======== SUPPLIED MATERIAL ========

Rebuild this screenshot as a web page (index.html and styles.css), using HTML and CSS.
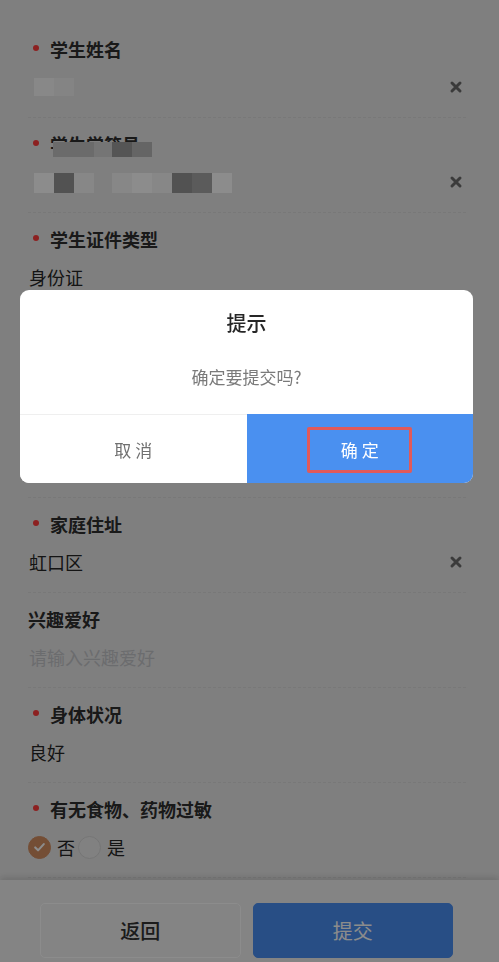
FILE: index.html
```html
<!DOCTYPE html>
<html lang="zh-CN">
<head>
<meta charset="utf-8">
<title>学生信息</title>
<link rel="stylesheet" href="styles.css">
</head>
<body>
<div class="page">
  <main class="form">
    <div class="field">
      <div class="label"><span class="req"><i></i></span>学生姓名</div>
      <div class="value">
        <span class="mosaic mosaic-sm"><i class="blk s1"></i><i class="blk s2"></i></span>
        <svg class="clear" viewBox="0 0 14 14"><path d="M3 3l8 8M11 3l-8 8"/></svg>
      </div>
    </div>
    <div class="field">
      <div class="label"><span class="req"><i></i></span><span class="redacted">学生学籍号<span class="mosaic mosaic-label"><i class="lb l1"></i><i class="lb l2"></i><i class="lb l3"></i><i class="lb l4"></i></span></span></div>
      <div class="value">
        <span class="mosaic mosaic-md">
          <i class="blk b1"></i><i class="blk bd"></i><i class="blk b2"></i><i class="gap"></i><i class="blk b2"></i><i class="blk b1"></i><i class="blk b2"></i><i class="blk bd"></i><i class="blk bd2"></i><i class="blk b1"></i>
        </span>
        <svg class="clear" viewBox="0 0 14 14"><path d="M3 3l8 8M11 3l-8 8"/></svg>
      </div>
    </div>
    <div class="field">
      <div class="label"><span class="req"><i></i></span>学生证件类型</div>
      <div class="value"><span class="text">身份证</span></div>
    </div>
    <div class="field">
      <div class="label"><span class="req"><i></i></span>学生证件号码</div>
      <div class="value"><span class="text">310109********0000</span></div>
    </div>
    <div class="field">
      <div class="label"><span class="req"><i></i></span>出生日期</div>
      <div class="value"><span class="text">2015-01-01</span></div>
    </div>
    <div class="field">
      <div class="label"><span class="req"><i></i></span>家庭住址</div>
      <div class="value">
        <span class="text">虹口区</span>
        <svg class="clear" viewBox="0 0 14 14"><path d="M3 3l8 8M11 3l-8 8"/></svg>
      </div>
    </div>
    <div class="field">
      <div class="label">兴趣爱好</div>
      <div class="value"><span class="text placeholder">请输入兴趣爱好</span></div>
    </div>
    <div class="field">
      <div class="label"><span class="req"><i></i></span>身体状况</div>
      <div class="value"><span class="text">良好</span></div>
    </div>
    <div class="field">
      <div class="label"><span class="req"><i></i></span>有无食物、药物过敏</div>
      <div class="value radios">
        <span class="radio">
          <span class="radio-icon checked"><svg viewBox="0 0 22 22"><path d="M6.5 11.5l3 3 6-6.5"/></svg></span>
          <span class="radio-label">否</span>
        </span>
        <span class="radio">
          <span class="radio-icon"></span>
          <span class="radio-label">是</span>
        </span>
      </div>
    </div>
  </main>
  <footer class="bar">
    <button class="btn btn-back">返回</button>
    <button class="btn btn-submit">提交</button>
  </footer>
</div>

<div class="mask"></div>
<div class="dialog">
  <div class="dialog-body">
    <div class="dialog-title">提示</div>
    <div class="dialog-message">确定要提交吗?</div>
  </div>
  <div class="dialog-actions">
    <button class="dlg-btn dlg-cancel">取 消</button>
    <button class="dlg-btn dlg-confirm"><span class="mark">确 定</span></button>
  </div>
</div>
</body>
</html>
```

FILE: styles.css
```css
* { box-sizing: border-box; }

html, body {
  margin: 0;
  padding: 0;
  height: 100%;
}

body {
  font-family: "Noto Sans CJK SC", "Noto Sans", "Liberation Sans", sans-serif;
  background: #e8e8e8;
  color: #323233;
  overflow: hidden;
}

.page {
  height: 100vh;
  display: flex;
  flex-direction: column;
}

.form {
  flex: 1;
  overflow: hidden;
  padding: 23px 33px 0 28px;
}

.field {
  padding: 14px 0 17px;
  border-bottom: 1px dashed #dadada;
}

.label {
  display: flex;
  align-items: center;
  height: 24px;
  line-height: 24px;
  font-size: 18px;
  font-weight: 700;
  color: #2e2e2e;
}

.req {
  width: 22px;
  height: 24px;
  display: flex;
  align-items: center;
  flex: none;
}

.req i {
  display: block;
  width: 6px;
  height: 6px;
  margin: -3px 0 0 5px;
  border-radius: 50%;
  background: #ff3c3c;
}

.redacted {
  position: relative;
}

.mosaic {
  display: flex;
}

.mosaic-label {
  position: absolute;
  left: 3px;
  top: 10px;
  height: 15px;
}

.lb { display: block; height: 15px; }
.l1 { width: 41px; background: #c4c4c4; }
.l2 { width: 18px; background: #d6d6d6; }
.l3 { width: 20px; background: #9c9c9c; }
.l4 { width: 20px; background: #b9b9b9; }

.value {
  margin-top: 13px;
  height: 26px;
  display: flex;
  align-items: center;
  justify-content: space-between;
  font-size: 18px;
  line-height: 26px;
  color: #262626;
}

.text { padding-left: 1px; }

.placeholder { color: #c4c5c8; }

.mosaic-sm { margin-left: 6px; height: 18px; margin-top: -1px; }
.mosaic-md { margin-left: 6px; height: 20px; margin-top: 2px; }

.blk { display: block; width: 20px; height: 100%; }
.s1 { background: #f8f8f8; }
.s2 { background: #f0f0f0; }
.b1 { background: #ffffff; }
.b2 { background: #f6f6f6; }
.bd { background: #959595; }
.bd2 { background: #a6a6a6; }
.gap { display: block; width: 18px; }

.clear {
  width: 14px;
  height: 14px;
  margin-right: 3px;
  flex: none;
}

.clear path {
  fill: none;
  stroke: #6c6c6c;
  stroke-width: 3;
  stroke-linecap: round;
}

.radios {
  justify-content: flex-start;
}

.radio {
  display: flex;
  align-items: center;
  margin-right: 3px;
}

.radio-icon {
  width: 23px;
  height: 23px;
  border-radius: 50%;
  border: 1px solid #d6d6d6;
  background: #ebebeb;
  display: flex;
  align-items: center;
  justify-content: center;
}

.radio-icon.checked {
  background: #d48f62;
  border-color: #d48f62;
}

.radio-icon svg {
  width: 22px;
  height: 22px;
}

.radio-icon svg path {
  fill: none;
  stroke: #ffffff;
  stroke-width: 2.2;
  stroke-linecap: round;
  stroke-linejoin: round;
}

.radio-label {
  margin-left: 6px;
  font-size: 18px;
  color: #262626;
}

.bar {
  flex: none;
  height: 82px;
  padding: 23px 46px 0 40px;
  display: flex;
  gap: 12px;
  align-items: flex-start;
  background: #f0f0f0;
  box-shadow: 0 -3px 6px rgba(0, 0, 0, 0.12);
}

.btn {
  flex: 1;
  height: 55px;
  border-radius: 5px;
  font-family: inherit;
  font-size: 20px;
  cursor: pointer;
}

.btn-back {
  background: #f0f0f0;
  border: 1px solid #ffffff;
  color: #333333;
  font-weight: 500;
}

.btn-submit {
  background: #4a8ff2;
  border: 1px solid #4a8ff2;
  color: #ffffff;
}

.mask {
  position: fixed;
  inset: 0;
  background: rgba(0, 0, 0, 0.45);
}

.dialog {
  position: fixed;
  left: 20px;
  top: 290px;
  width: 453px;
  background: #ffffff;
  border-radius: 9px;
  overflow: hidden;
}

.dialog-body {
  padding: 19px 16px 24px;
  text-align: center;
}

.dialog-title {
  font-size: 20px;
  line-height: 28px;
  font-weight: 500;
  color: #262626;
}

.dialog-message {
  margin-top: 27px;
  font-size: 17px;
  line-height: 26px;
  color: #7a7a7a;
}

.dialog-actions {
  display: flex;
  height: 69px;
  border-top: 1px solid #efefef;
}

.dlg-btn {
  flex: 1;
  border: 0;
  margin: 0;
  padding: 0;
  font-family: inherit;
  font-size: 17px;
  display: flex;
  align-items: center;
  justify-content: center;
  cursor: pointer;
}

.dlg-cancel {
  background: #ffffff;
  color: #707070;
}

.dlg-confirm {
  background: #4a90f0;
  color: #ffffff;
  margin-top: -1px;
}

.mark {
  width: 105px;
  height: 46px;
  display: flex;
  align-items: center;
  justify-content: center;
  border: 3px solid #e05a5a;
  border-radius: 2px;
  margin-top: 2px;
}
```
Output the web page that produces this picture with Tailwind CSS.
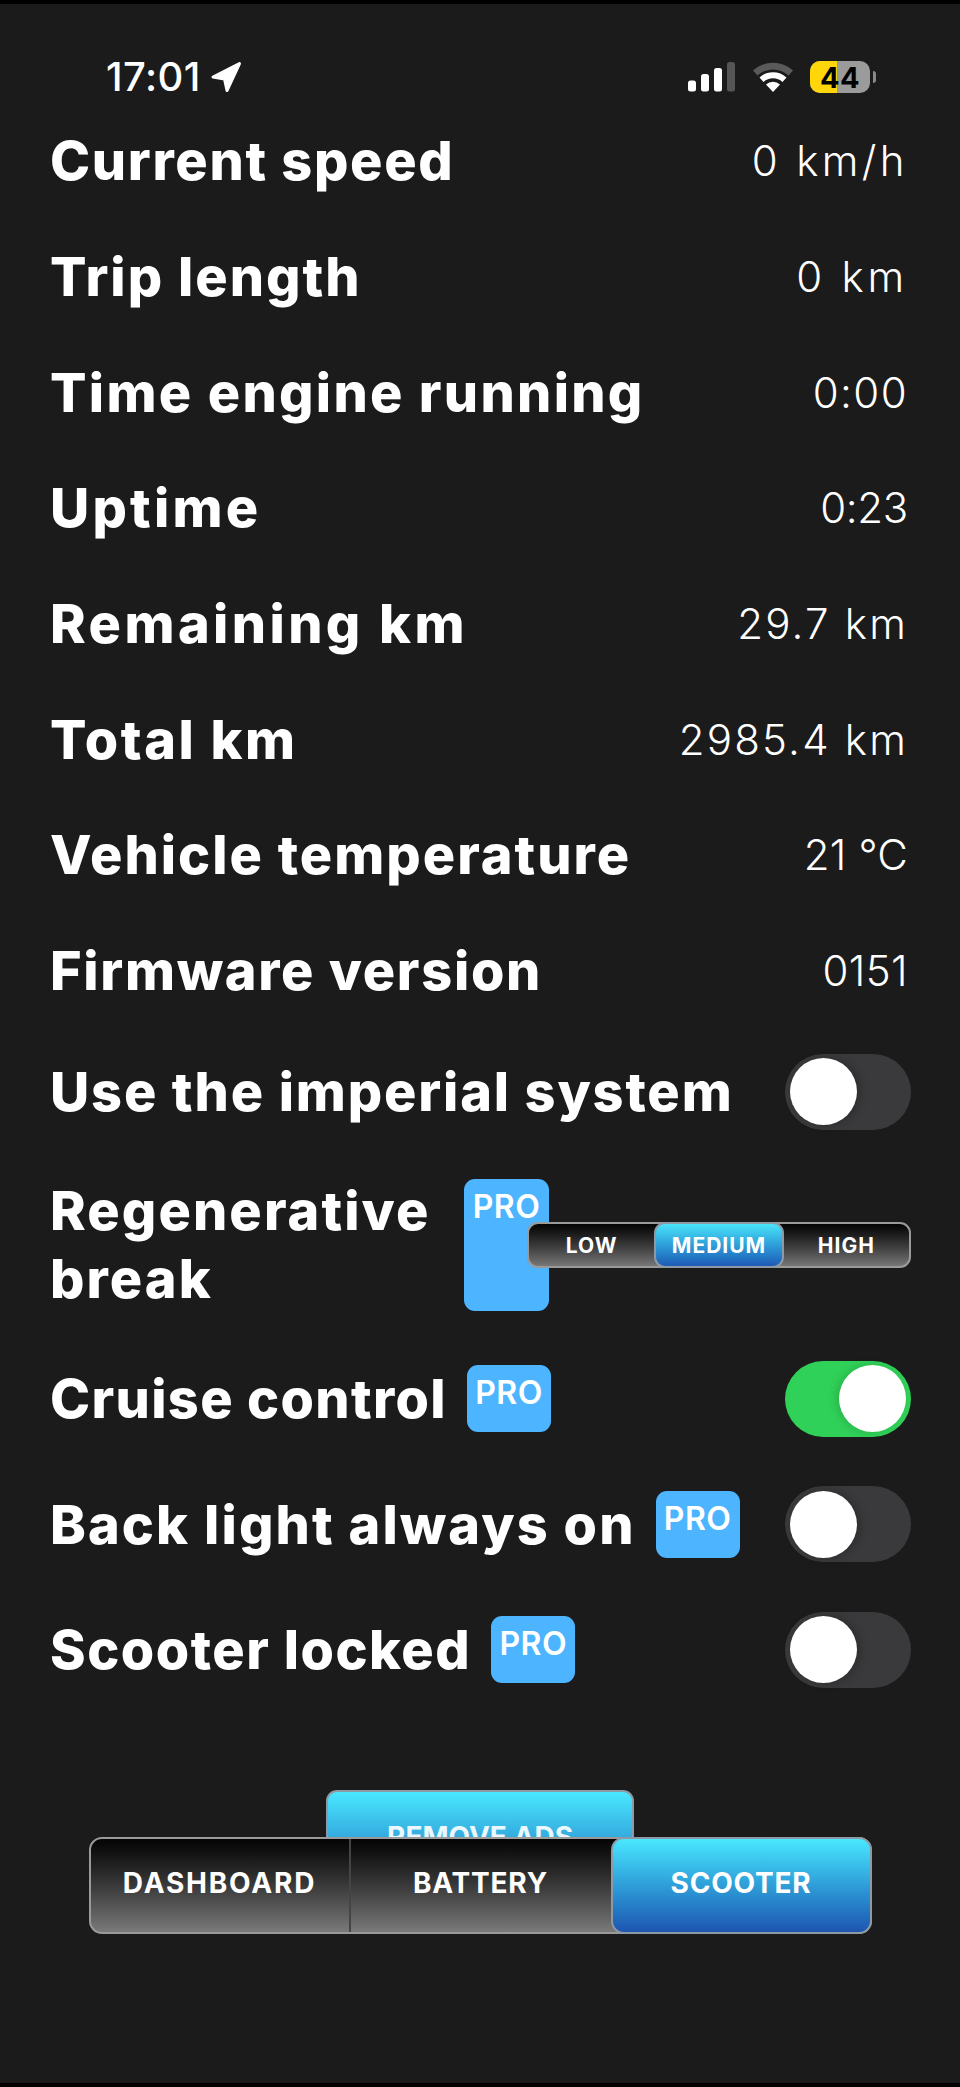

========

_STATED PROBLEM_
Only lines with the word "page" are wanted, so copy each one from the records.

_TASK SOLUTION_
Rebuild this screenshot as a web page (index.html and styles.css), using HTML and CSS.
<div class="page">
.page {
Output the web page that produces this picture with Tailwind CSS.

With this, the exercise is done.